The Interests Of Agribusiness And Farmers Have Some Overlap But It Is Not Complete


















   As the influence of agribusiness on farm policy has grown over the last 30-plus years, so has the range of policies goals that are supported by various sectors of the industry. The initial opposition to annual land retirement programs following the 1983 PIK (Payment-In-Kind) program has grown to include a much wider set of policies. While the initial policy desires were clear, it took some time for them to become enshrined in legislation.
   One of the desires of any industry is to reduce input prices and in this desire the merchandizers and processors of agricultural commodities are in synch with other industries. Lower input costs reduce the amount of cash needed to handle a given level of goods, allowing the freed up cash to be redirected to other profit making activities.

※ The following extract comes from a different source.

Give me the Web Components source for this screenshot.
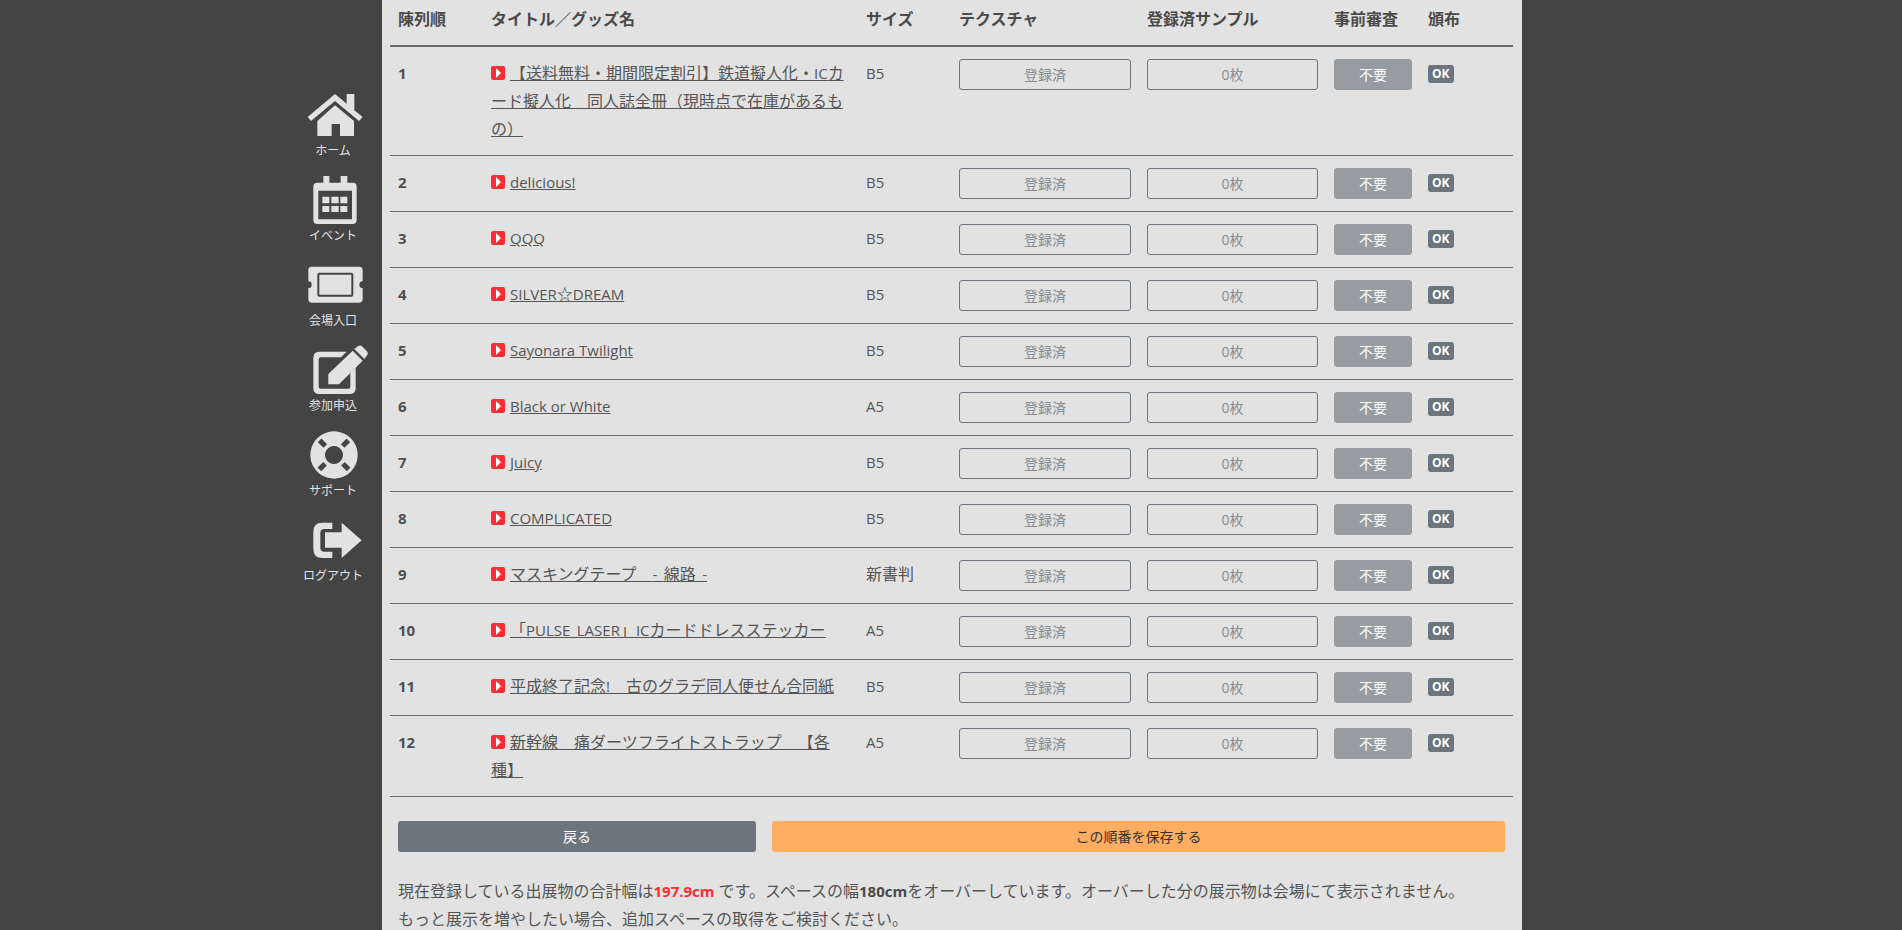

   As agribusiness began to get its wish with regard to the end of annual land retirement programs, agricultural commodity marketing and processing firms got their wish for lower prices. With government supply management programs out of the way and the strong incentive for farmers to produce as many bushels/bales/hundredweight as possible, commodity prices fell, with short crops providing only a brief respite for those lucky enough to have a crop.
   By the early 1990s, agribusinesses were supporting the North American Free Trade Agreement (NAFTA) with an eye toward maximizing international profits. In this case they wanted to be able to purchase meat animals from anyone, anywhere, at the lowest possible price. With the creation of an integrated North American meat industry they wanted to be able to shift their source of meat from one country to another in response to exchange rates and the cost of production and transportation.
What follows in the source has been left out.